■ **INSTRUCTIONS TO FOLLOW**
Quote all lines below exactly. Images stay out.

■ **DATA PROVIDED**
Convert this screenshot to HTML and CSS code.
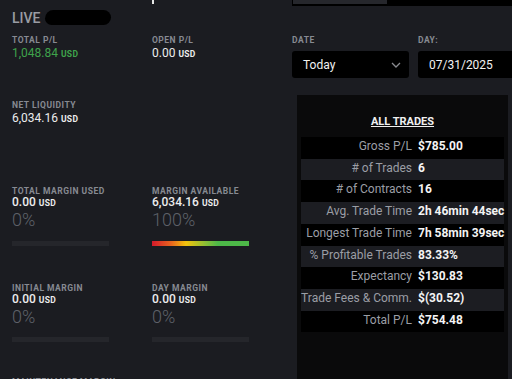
FILE: index.html
```html
<!DOCTYPE html>
<html lang="en">
<head>
<meta charset="utf-8">
<title>Account</title>
<link rel="stylesheet" href="styles.css">
</head>
<body>
<div class="page">
  <div class="left">
    <div class="title-frag"></div>
    <div class="live-row"><span class="live">LIVE</span><span class="redact"></span></div>

    <div class="row row-a">
      <div class="stat">
        <div class="label">TOTAL P/L</div>
        <div class="value big green">1,048.84 <span class="unit">USD</span></div>
      </div>
      <div class="stat">
        <div class="label">OPEN P/L</div>
        <div class="value big">0.00 <span class="unit">USD</span></div>
      </div>
    </div>

    <div class="row row-b">
      <div class="stat">
        <div class="label">NET LIQUIDITY</div>
        <div class="value big">6,034.16 <span class="unit">USD</span></div>
      </div>
    </div>

    <div class="row row-c">
      <div class="stat">
        <div class="label">TOTAL MARGIN USED</div>
        <div class="value">0.00 <span class="unit">USD</span></div>
        <div class="pct">0%</div>
        <div class="bar"></div>
      </div>
      <div class="stat">
        <div class="label">MARGIN AVAILABLE</div>
        <div class="value">6,034.16 <span class="unit">USD</span></div>
        <div class="pct">100%</div>
        <div class="bar bar-grad"></div>
      </div>
    </div>

    <div class="row row-d">
      <div class="stat">
        <div class="label">INITIAL MARGIN</div>
        <div class="value">0.00 <span class="unit">USD</span></div>
        <div class="pct">0%</div>
        <div class="bar bar-d"></div>
      </div>
      <div class="stat">
        <div class="label">DAY MARGIN</div>
        <div class="value">0.00 <span class="unit">USD</span></div>
        <div class="pct">0%</div>
        <div class="bar bar-d"></div>
      </div>
    </div>

    <div class="row row-e">
      <div class="stat">
        <div class="label">MAINTENANCE MARGIN</div>
      </div>
    </div>
  </div>

  <div class="right">
    <div class="top-strip"><div class="top-tab"></div></div>
    <div class="filters">
      <div class="label">DATE</div>
      <div class="label">DAY:</div>
      <div class="box select">
        <span>Today</span>
        <svg class="chev" width="10" height="6" viewBox="0 0 10 6"><path d="M1 1 L5 5 L9 1" fill="none" stroke="#8a8b90" stroke-width="1.3"/></svg>
      </div>
      <div class="box date">07/31/2025</div>
    </div>

    <div class="panel">
      <div class="panel-title">ALL TRADES</div>
      <div class="trades">
        <div class="tr"><span class="k">Gross P/L</span><span class="v">$785.00</span></div>
        <div class="tr"><span class="k"># of Trades</span><span class="v">6</span></div>
        <div class="tr"><span class="k"># of Contracts</span><span class="v">16</span></div>
        <div class="tr"><span class="k">Avg. Trade Time</span><span class="v">2h 46min 44sec</span></div>
        <div class="tr"><span class="k">Longest Trade Time</span><span class="v">7h 58min 39sec</span></div>
        <div class="tr"><span class="k">% Profitable Trades</span><span class="v">83.33%</span></div>
        <div class="tr"><span class="k">Expectancy</span><span class="v">$130.83</span></div>
        <div class="tr"><span class="k">Trade Fees &amp; Comm.</span><span class="v">$(30.52)</span></div>
        <div class="tr"><span class="k">Total P/L</span><span class="v">$754.48</span></div>
      </div>
    </div>
  </div>
</div>
</body>
</html>
```

FILE: styles.css
```css
html, body {
  margin: 0;
  padding: 0;
}
body {
  background: #1b1c21;
  font-family: Roboto, "Liberation Sans", sans-serif;
  color: #e9e9ea;
  width: 512px;
  height: 379px;
  overflow: hidden;
}
.page {
  display: flex;
  align-items: flex-start;
}
.left {
  width: 280px;
  padding-left: 12px;
  flex: none;
}
.title-frag {
  width: 2px;
  height: 4px;
  margin-left: 140px;
  background: #e6e6e6;
}
.live-row {
  margin-top: 6px;
  height: 16px;
  display: flex;
  align-items: flex-start;
}
.live {
  font-size: 14px;
  line-height: 16px;
  font-weight: 500;
  color: #9a9ca3;
}
.redact {
  display: block;
  width: 66px;
  height: 15px;
  margin-left: 5px;
  background: #000;
  border-radius: 9px 8px 8px 7px;
}
.row {
  display: grid;
  grid-template-columns: 140px 140px;
}
.row-a { margin-top: 9px; }
.row-b { margin-top: 39px; }
.row-c { margin-top: 60px; }
.row-d { margin-top: 37px; }
.row-e { margin-top: 35px; }

.label {
  font-size: 8.5px;
  line-height: 10px;
  font-weight: 700;
  letter-spacing: 0.5px;
  color: #878a92;
}
.value {
  font-size: 12px;
  line-height: 12px;
  font-weight: 500;
  color: #ececed;
}
.value.big {
  line-height: 14px;
  margin-top: 1px;
  font-weight: 400;
}
.value.green { color: #3fa34b; }
.unit {
  font-size: 8.5px;
  font-weight: 700;
  letter-spacing: 0.3px;
}
.pct {
  margin-top: 1px;
  font-size: 18px;
  line-height: 20px;
  font-weight: 300;
  color: #5e6169;
}
.bar {
  margin-top: 11px;
  width: 97px;
  height: 5px;
  background: #25262b;
}
.bar-d { margin-top: 10px; }
.bar-grad {
  background: linear-gradient(90deg, #d5192b 0%, #e8661e 20%, #f3c20c 35%, #8cbf35 55%, #4db848 68%, #4db848 100%);
}

.right {
  width: 220px;
  flex: none;
}
.top-strip {
  height: 6px;
  background: #000;
}
.top-tab {
  width: 94px;
  height: 4px;
  margin-left: 1px;
  background: #26272c;
}
.filters {
  margin-top: 29px;
  display: grid;
  grid-template-columns: 117px 94px;
  column-gap: 9px;
  row-gap: 6px;
}
.box {
  height: 27px;
  background: #000;
  border-radius: 3px;
  display: flex;
  align-items: center;
  padding-left: 11px;
  font-size: 12px;
  color: #f2f2f2;
}
.date {
  border-radius: 3px 0 0 3px;
}
.select {
  justify-content: space-between;
  padding-right: 8px;
}
.chev { display: block; }

.panel {
  margin-top: 17px;
  margin-left: 5px;
  width: 203px;
  height: 264px;
  padding: 20px 4px 0;
  background: #0a0a0b;
}
.panel-title {
  text-align: center;
  font-size: 11px;
  line-height: 13px;
  font-weight: 700;
  color: #f0f0f0;
  text-decoration: underline;
  text-underline-offset: 1px;
}
.trades {
  margin-top: 9px;
}
.tr {
  display: grid;
  grid-template-columns: 111px 1fr;
  column-gap: 6px;
  height: 21.73px;
  box-sizing: border-box;
  padding-bottom: 2.7px;
  line-height: 19px;
  font-size: 12px;
  background: #000;
  white-space: nowrap;
}
.tr:nth-child(even) {
  background: #1c1d22;
}
.k {
  text-align: right;
  color: #9b9ea5;
}
.v {
  font-weight: 700;
  color: #f4f4f4;
}
```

■ **REPLY**
Convert this screenshot to HTML and CSS code.
FILE: index.html
```html
<!DOCTYPE html>
<html lang="en">
<head>
<meta charset="utf-8">
<title>Account</title>
<link rel="stylesheet" href="styles.css">
</head>
<body>
<div class="page">
  <div class="left">
    <div class="title-frag"></div>
    <div class="live-row"><span class="live">LIVE</span><span class="redact"></span></div>

    <div class="row row-a">
      <div class="stat">
        <div class="label">TOTAL P/L</div>
        <div class="value big green">1,048.84 <span class="unit">USD</span></div>
      </div>
      <div class="stat">
        <div class="label">OPEN P/L</div>
        <div class="value big">0.00 <span class="unit">USD</span></div>
      </div>
    </div>

    <div class="row row-b">
      <div class="stat">
        <div class="label">NET LIQUIDITY</div>
        <div class="value big">6,034.16 <span class="unit">USD</span></div>
      </div>
    </div>

    <div class="row row-c">
      <div class="stat">
        <div class="label">TOTAL MARGIN USED</div>
        <div class="value">0.00 <span class="unit">USD</span></div>
        <div class="pct">0%</div>
        <div class="bar"></div>
      </div>
      <div class="stat">
        <div class="label">MARGIN AVAILABLE</div>
        <div class="value">6,034.16 <span class="unit">USD</span></div>
        <div class="pct">100%</div>
        <div class="bar bar-grad"></div>
      </div>
    </div>

    <div class="row row-d">
      <div class="stat">
        <div class="label">INITIAL MARGIN</div>
        <div class="value">0.00 <span class="unit">USD</span></div>
        <div class="pct">0%</div>
        <div class="bar bar-d"></div>
      </div>
      <div class="stat">
        <div class="label">DAY MARGIN</div>
        <div class="value">0.00 <span class="unit">USD</span></div>
        <div class="pct">0%</div>
        <div class="bar bar-d"></div>
      </div>
    </div>

    <div class="row row-e">
      <div class="stat">
        <div class="label">MAINTENANCE MARGIN</div>
      </div>
    </div>
  </div>

  <div class="right">
    <div class="top-strip"><div class="top-tab"></div></div>
    <div class="filters">
      <div class="label">DATE</div>
      <div class="label">DAY:</div>
      <div class="box select">
        <span>Today</span>
        <svg class="chev" width="10" height="6" viewBox="0 0 10 6"><path d="M1 1 L5 5 L9 1" fill="none" stroke="#8a8b90" stroke-width="1.3"/></svg>
      </div>
      <div class="box date">07/31/2025</div>
    </div>

    <div class="panel">
      <div class="panel-title">ALL TRADES</div>
      <div class="trades">
        <div class="tr"><span class="k">Gross P/L</span><span class="v">$785.00</span></div>
        <div class="tr"><span class="k"># of Trades</span><span class="v">6</span></div>
        <div class="tr"><span class="k"># of Contracts</span><span class="v">16</span></div>
        <div class="tr"><span class="k">Avg. Trade Time</span><span class="v">2h 46min 44sec</span></div>
        <div class="tr"><span class="k">Longest Trade Time</span><span class="v">7h 58min 39sec</span></div>
        <div class="tr"><span class="k">% Profitable Trades</span><span class="v">83.33%</span></div>
        <div class="tr"><span class="k">Expectancy</span><span class="v">$130.83</span></div>
        <div class="tr"><span class="k">Trade Fees &amp; Comm.</span><span class="v">$(30.52)</span></div>
        <div class="tr"><span class="k">Total P/L</span><span class="v">$754.48</span></div>
      </div>
    </div>
  </div>
</div>
</body>
</html>
```

FILE: styles.css
```css
html, body {
  margin: 0;
  padding: 0;
}
body {
  background: #1b1c21;
  font-family: Roboto, "Liberation Sans", sans-serif;
  color: #e9e9ea;
  width: 512px;
  height: 379px;
  overflow: hidden;
}
.page {
  display: flex;
  align-items: flex-start;
}
.left {
  width: 280px;
  padding-left: 12px;
  flex: none;
}
.title-frag {
  width: 2px;
  height: 4px;
  margin-left: 140px;
  background: #e6e6e6;
}
.live-row {
  margin-top: 6px;
  height: 16px;
  display: flex;
  align-items: flex-start;
}
.live {
  font-size: 14px;
  line-height: 16px;
  font-weight: 500;
  color: #9a9ca3;
}
.redact {
  display: block;
  width: 66px;
  height: 15px;
  margin-left: 5px;
  background: #000;
  border-radius: 9px 8px 8px 7px;
}
.row {
  display: grid;
  grid-template-columns: 140px 140px;
}
.row-a { margin-top: 9px; }
.row-b { margin-top: 39px; }
.row-c { margin-top: 60px; }
.row-d { margin-top: 37px; }
.row-e { margin-top: 35px; }

.label {
  font-size: 8.5px;
  line-height: 10px;
  font-weight: 700;
  letter-spacing: 0.5px;
  color: #878a92;
}
.value {
  font-size: 12px;
  line-height: 12px;
  font-weight: 500;
  color: #ececed;
}
.value.big {
  line-height: 14px;
  margin-top: 1px;
  font-weight: 400;
}
.value.green { color: #3fa34b; }
.unit {
  font-size: 8.5px;
  font-weight: 700;
  letter-spacing: 0.3px;
}
.pct {
  margin-top: 1px;
  font-size: 18px;
  line-height: 20px;
  font-weight: 300;
  color: #5e6169;
}
.bar {
  margin-top: 11px;
  width: 97px;
  height: 5px;
  background: #25262b;
}
.bar-d { margin-top: 10px; }
.bar-grad {
  background: linear-gradient(90deg, #d5192b 0%, #e8661e 20%, #f3c20c 35%, #8cbf35 55%, #4db848 68%, #4db848 100%);
}

.right {
  width: 220px;
  flex: none;
}
.top-strip {
  height: 6px;
  background: #000;
}
.top-tab {
  width: 94px;
  height: 4px;
  margin-left: 1px;
  background: #26272c;
}
.filters {
  margin-top: 29px;
  display: grid;
  grid-template-columns: 117px 94px;
  column-gap: 9px;
  row-gap: 6px;
}
.box {
  height: 27px;
  background: #000;
  border-radius: 3px;
  display: flex;
  align-items: center;
  padding-left: 11px;
  font-size: 12px;
  color: #f2f2f2;
}
.date {
  border-radius: 3px 0 0 3px;
}
.select {
  justify-content: space-between;
  padding-right: 8px;
}
.chev { display: block; }

.panel {
  margin-top: 17px;
  margin-left: 5px;
  width: 203px;
  height: 264px;
  padding: 20px 4px 0;
  background: #0a0a0b;
}
.panel-title {
  text-align: center;
  font-size: 11px;
  line-height: 13px;
  font-weight: 700;
  color: #f0f0f0;
  text-decoration: underline;
  text-underline-offset: 1px;
}
.trades {
  margin-top: 9px;
}
.tr {
  display: grid;
  grid-template-columns: 111px 1fr;
  column-gap: 6px;
  height: 21.73px;
  box-sizing: border-box;
  padding-bottom: 2.7px;
  line-height: 19px;
  font-size: 12px;
  background: #000;
  white-space: nowrap;
}
.tr:nth-child(even) {
  background: #1c1d22;
}
.k {
  text-align: right;
  color: #9b9ea5;
}
.v {
  font-weight: 700;
  color: #f4f4f4;
}
```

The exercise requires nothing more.